Republican Lt. Gov. Henry McMaster, Republican U.S. Reps. Mark Sanford and Tom Rice, Democratic U.S. Rep. Jim Clyburn and Republican state Sen. Chip Campsen are among those who also oppose drilling. Columbia City Council voted last year to oppose drilling.

Concerns focus on whether drilling could lead to oil spills that would foul South Carolina’s multibillion-dollar tourism economy, which is based on clean beaches and wetlands.

The U.S. Department of Ocean Energy Management is expected by the end of this year to make a decision on whether to allow drilling in the South Atlantic. A revised draft plan to allow drilling off the coast is expected out in the next month. That will be the last chance for the public to comment, drilling opponents said.

Environmental groups are pushing Haley to change her mind and tell the federal government not to allow drilling off the South Atlantic coast.

Haley has stuck with her position that drilling, if done properly, could help the state’s economy and reduce sources of foreign oil. U.S. Rep. Jeff Duncan, R-S.C., has been among the leaders in South Carolina supporting drilling.

During Wednesday’s Senate briefing on conservation issues, Sullivan’s Island Mayor Patrick O’Neil said offshore drilling would increase risks of oil spills and result in the need to build industrial facilities to support offshore rigs. A former resident of Louisiana, he said he’d seen first hand the impact drilling has had on marshes in that state. He said the 2010 Deepwater Horizon oil spill in the gulf shows the impacts the industry can have on a coastal area.

“It really sends a chill through me,’’ he said. “If you can imagine the consequences that might have on our really important tourism industry, you can see that could have very, very negative consequences on the entire state.’’

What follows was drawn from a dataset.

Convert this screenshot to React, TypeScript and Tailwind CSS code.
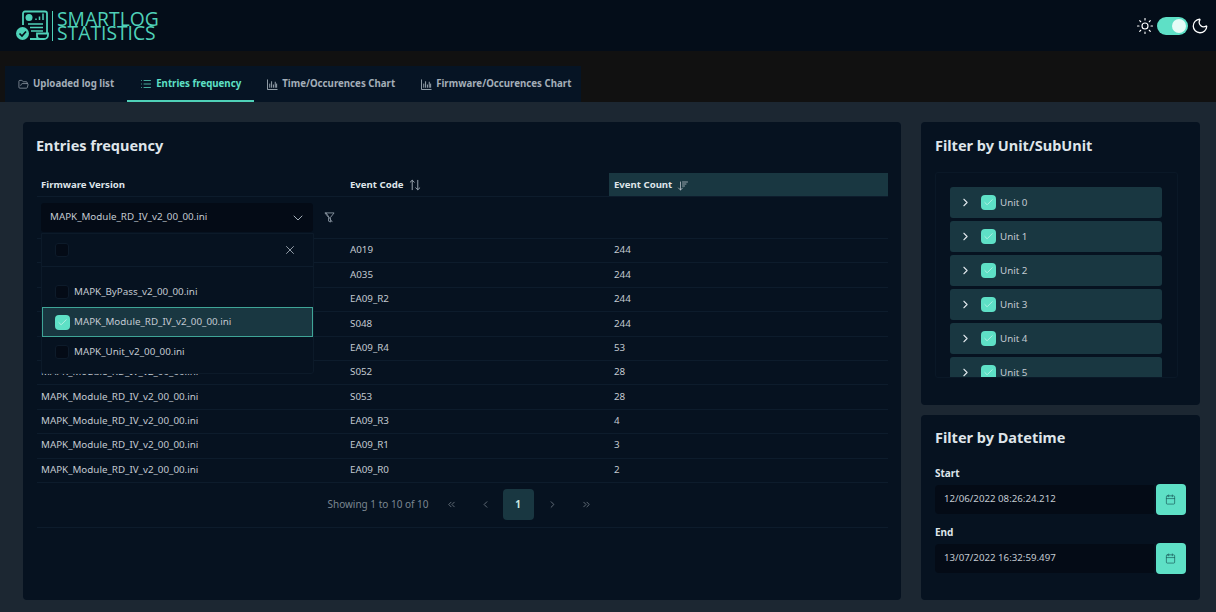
import { ArrowDownWideNarrow, Calendar, Check, ChevronDown, ChevronLeft, ChevronRight, ChevronsLeft, ChevronsRight, FolderOpen, List, Moon, Sun, X } from "lucide-react";

const rows = [
  ["A019", "244"],
  ["A035", "244"],
  ["EA09_R2", "244"],
  ["S048", "244"],
  ["EA09_R4", "53"],
  ["S052", "28"],
  ["S053", "28"],
  ["EA09_R3", "4"],
  ["EA09_R1", "3"],
  ["EA09_R0", "2"],
];

const units = ["Unit 0", "Unit 1", "Unit 2", "Unit 3", "Unit 4", "Unit 5"];

function ChartIcon() {
  return (
    <svg width="11" height="11" viewBox="0 0 12 12" fill="none" stroke="currentColor" strokeWidth="1">
      <path d="M0.5 0.5V11.5H11.5" />
      <path d="M3 9.5V5M5 9.5V2.5M7 9.5V6M9 9.5V3M10.5 9.5V5" />
    </svg>
  );
}

function SortIcon() {
  return (
    <svg width="12" height="12" viewBox="0 0 13 12" fill="none" stroke="#a3aeb8" strokeWidth="1">
      <path d="M3.5 11.5V0.8M1 3.2L3.5 0.8L6 3.2" />
      <path d="M9.5 0.5V11.2M7 8.8L9.5 11.2L12 8.8" />
    </svg>
  );
}

function Logo() {
  return (
    <svg width="36" height="32" viewBox="0 0 36 32" fill="none" stroke="#4fd1b8" strokeWidth="1.8">
      <path d="M7 15V3.5A2 2 0 0 1 9 1.5H29A2 2 0 0 1 31 3.5V23" />
      <path d="M14 29H28A4 4 0 0 0 32 25V23.5H21V26A3 3 0 0 0 24 29" />
      <circle cx="13" cy="7.5" r="3.5" fill="#4fd1b8" stroke="none" />
      <path d="M20 10V8.5M23.5 10V6.5M27 10V3.5" strokeWidth="1.5" />
      <path d="M12 14H27M14 17.5H27M15 21H27" strokeWidth="1.3" />
      <circle cx="6.5" cy="23.5" r="6.5" fill="#4fd1b8" stroke="none" />
      <path d="M3.5 23.5L6 26L10 21.5" stroke="#040d19" strokeWidth="1.7" />
    </svg>
  );
}

function Tab({ label, icon, active }: { label: string; icon: React.ReactNode; active?: boolean }) {
  return (
    <div
      className={
        active
          ? "flex h-[36px] items-center gap-[4px] border-y-2 border-t-transparent border-b-[#4fd1b8] px-[13px] text-[9.7px] font-bold whitespace-nowrap text-[#5ee0c6]"
          : "flex h-[36px] items-center gap-[4px] px-[13px] text-[9.7px] font-bold whitespace-nowrap text-[#a3aeb8]"
      }
    >
      {icon}
      <span>{label}</span>
    </div>
  );
}

function Box({ checked }: { checked?: boolean }) {
  return checked ? (
    <div className="flex h-[15px] w-[15px] shrink-0 items-center justify-center rounded-[4px] bg-[#5ee0c6]">
      <Check size={11} strokeWidth={1.5} className="text-[#d4f6ee]" />
    </div>
  ) : (
    <div className="h-[14px] w-[14px] shrink-0 rounded-[3px] border border-[#0d1b2a] bg-[#040b16]" />
  );
}

function DateField({ label, value }: { label: string; value: string }) {
  return (
    <div>
      <div className="mb-[4px] text-[10px] leading-[14px] font-bold text-[#dfe5ea]">{label}</div>
      <div className="flex items-center">
        <div className="flex h-[29px] w-[222px] items-center rounded-l-[4px] bg-[#040b16] pl-[9px] text-[9.7px] text-[#c3cad1]">
          {value}
        </div>
        <div className="ml-[2px] flex h-[31px] w-[31px] items-center justify-center rounded-[4px] bg-[#5ee0c6]">
          <Calendar size={11} strokeWidth={1.5} className="text-[#1a5a5a]" />
        </div>
      </div>
    </div>
  );
}

export default function App() {
  return (
    <div className="flex h-[612px] w-[1216px] flex-col overflow-hidden bg-[#111111] font-['Noto_Sans',sans-serif]">
      <header className="flex h-[51px] shrink-0 items-center justify-between bg-[#040d19] pr-[7px] pl-[16px]">
        <div className="flex items-center">
          <Logo />
          <div className="h-[30px] w-px bg-[#4fd1b8]" />
          <div className="ml-[4px] font-['Open_Sans',sans-serif] text-[19.3px] leading-[14px] font-medium text-[#4fd1b8]">
            <div>SMARTLOG</div>
            <div>STATISTICS</div>
          </div>
        </div>
        <div className="flex items-center gap-[3px] text-white">
          <Sun size={18} strokeWidth={1.5} />
          <div className="flex h-[18px] w-[31px] items-center justify-end rounded-full bg-[#5ee0c6] pr-[2px]">
            <div className="h-[14px] w-[14px] rounded-full bg-[#e6fbf6]" />
          </div>
          <Moon size={18} strokeWidth={1.7} />
        </div>
      </header>

      <div className="h-[15px] shrink-0" />

      <nav className="ml-[5px] flex h-[36px] w-[576px] shrink-0 bg-[#061424]">
        <Tab label="Uploaded log list" icon={<FolderOpen size={11} strokeWidth={1.5} />} />
        <Tab label="Entries frequency" icon={<List size={12} strokeWidth={1.5} />} active />
        <Tab label="Time/Occurences Chart" icon={<ChartIcon />} />
        <Tab label="Firmware/Occurences Chart" icon={<ChartIcon />} />
      </nav>

      <main className="flex min-h-0 flex-1 gap-[20px] bg-[#1c2732] pt-[20px] pr-[16px] pb-[12px] pl-[23px]">
        <section className="relative flex w-[878px] flex-col rounded-[4px] bg-[#061220] px-[14px] pt-[12px]">
          <h2 className="-ml-px text-[14.5px] leading-[22px] font-bold text-[#dfe5ea]">Entries frequency</h2>

          <div className="mt-[17px] w-[851px] text-[9.8px] text-[#c3cad1]">
            <div className="grid h-[24px] grid-cols-[308px_264px_279px] items-center border-b border-[#0d1c2c] text-[9.6px] font-bold text-[#dfe5ea]">
              <div className="mt-[2px] pl-[4px]">Firmware Version</div>
              <div className="mt-[2px] flex items-center gap-[6px] pl-[5px]">
                Event Code
                <SortIcon />
              </div>
              <div className="flex h-full items-center gap-[5px] bg-[#193741] pt-[2px] pl-[5px]">
                Event Count
                <ArrowDownWideNarrow size={12} strokeWidth={1.5} className="text-[#c3cad1]" />
              </div>
            </div>

            <div className="flex h-[42px] items-center border-b border-[#0d1c2c] pl-[4px]">
              <div className="flex h-[29px] w-[272px] items-center justify-between rounded-[3px] bg-[#040b16] pr-[7px] pl-[9px] text-[#c3cad1]">
                MAPK_Module_RD_IV_v2_00_00.ini
                <ChevronDown size={16} strokeWidth={1.5} className="text-[#a3aeb8]" />
              </div>
              <svg className="ml-[11px]" width="11" height="11" viewBox="0 0 12 12" fill="none" stroke="#8a96a2" strokeWidth="1">
                <path d="M1 1H11L7 6V11L5 10V6Z" />
                <path d="M2 0.5L9 11" />
              </svg>
            </div>

            {rows.map(([code, count]) => (
              <div key={code} className="grid h-[24.4px] grid-cols-[308px_264px_279px] items-center border-b border-[#0d1c2c]">
                <div className="pl-[4px]">MAPK_Module_RD_IV_v2_00_00.ini</div>
                <div className="pl-[5px]">{code}</div>
                <div className="pl-[5px]">{count}</div>
              </div>
            ))}

            <div className="flex h-[45px] items-center justify-center border-b border-[#0d1c2c] pr-[6px] text-[#67727d]">
              <span className="mr-[17px] text-[10px] text-[#7b8691]">Showing 1 to 10 of 10</span>
              <ChevronsLeft size={11} className="mr-[23px]" />
              <ChevronLeft size={11} className="mr-[12px]" />
              <div className="mr-[13px] flex h-[31px] w-[31px] items-center justify-center rounded-[4px] bg-[#193741] font-bold text-[#c9e8e2]">1</div>
              <ChevronRight size={11} className="mr-[23px]" />
              <ChevronsRight size={11} />
            </div>
          </div>

          <div className="absolute top-[111px] left-[18px] w-[273px] rounded-b-[3px] border border-[#0c1a29] bg-[#061220] text-[9.8px] text-[#c3cad1]">
            <div className="flex h-[33px] items-center justify-between border-b border-[#0d1c2c] pr-[16px] pl-[13px]">
              <Box />
              <X size={14} strokeWidth={1.5} className="text-[#a3aeb8]" />
            </div>
            <div className="pt-[10px] pb-[6px]">
              <div className="flex h-[30px] items-center gap-[5px] pl-[13px]">
                <Box />
                MAPK_ByPass_v2_00_00.ini
              </div>
              <div className="flex h-[30px] items-center gap-[4px] border border-[#3fa597] bg-[#193741] pl-[12px]">
                <Box checked />
                MAPK_Module_RD_IV_v2_00_00.ini
              </div>
              <div className="flex h-[30px] items-center gap-[5px] pl-[13px]">
                <Box />
                MAPK_Unit_v2_00_00.ini
              </div>
            </div>
          </div>
        </section>

        <aside className="flex w-[279px] flex-col gap-[10px]">
          <section className="h-[283px] rounded-[4px] bg-[#061220] px-[14px] pt-[12px]">
            <h2 className="text-[14.5px] leading-[22px] font-bold text-[#dfe5ea]">Filter by Unit/SubUnit</h2>
            <div className="mt-[16px] h-[206px] w-[243px] overflow-hidden rounded-[3px] border border-[#0a1827] pt-[14px] pr-[15px] pl-[14px]">
              <div className="flex flex-col gap-[3px]">
                {units.map((unit) => (
                  <div key={unit} className="flex h-[31px] shrink-0 items-center rounded-[3px] bg-[#193741] pl-[9px] text-[9.8px] text-[#c3cad1]">
                    <ChevronRight size={13} strokeWidth={2} className="mr-[9px] text-[#dfe5ea]" />
                    <Box checked />
                    <span className="mt-[2px] ml-[4px]">{unit}</span>
                  </div>
                ))}
              </div>
            </div>
          </section>

          <section className="flex-1 rounded-[4px] bg-[#061220] px-[14px] pt-[11px]">
            <h2 className="mb-[18px] text-[14.5px] leading-[22px] font-bold text-[#dfe5ea]">Filter by Datetime</h2>
            <div className="flex flex-col gap-[10px]">
              <DateField label="Start" value="12/06/2022 08:26:24.212" />
              <DateField label="End" value="13/07/2022 16:32:59.497" />
            </div>
          </section>
        </aside>
      </main>
    </div>
  );
}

Wednesday’s briefing is an annual meeting with senators in which conservation groups lay out their legislative priorities for the year.

At the meeting, attended by about one-third of the Senate’s 46 members, environmentalists also urged lawmakers to upgrade crumbling roads before building new ones; support the state Conservation Bank; support efforts to protect Lake Marion from an aging toxic waste dump next door; and oppose a bill that would allow developers at Kiawah Island to build on about 20 acres along the ocean of a narrow sand spit.

The latter issue — development at Capt. Sam’s spit — is tied to a bill now before the Senate that was originally intended to stop the march of new development closer to the sea by forever freezing a building restriction line. But an amendment to the bill would let out-of-state developers build at Capt. Sam’s, a storm vulnerable area in Charleston County.

Sen. Paul Campbell, R-Berkeley, said the state needs to allow building at Capt. Sam’s to avoid a lawsuit by developers. Others, who say the state shouldn’t allow building near the ocean at a time of rising sea levels, doubt such a lawsuit would be successful. Senators postponed a vote on the bill Wednesday after the briefing, but may take the matter up as soon as Thursday.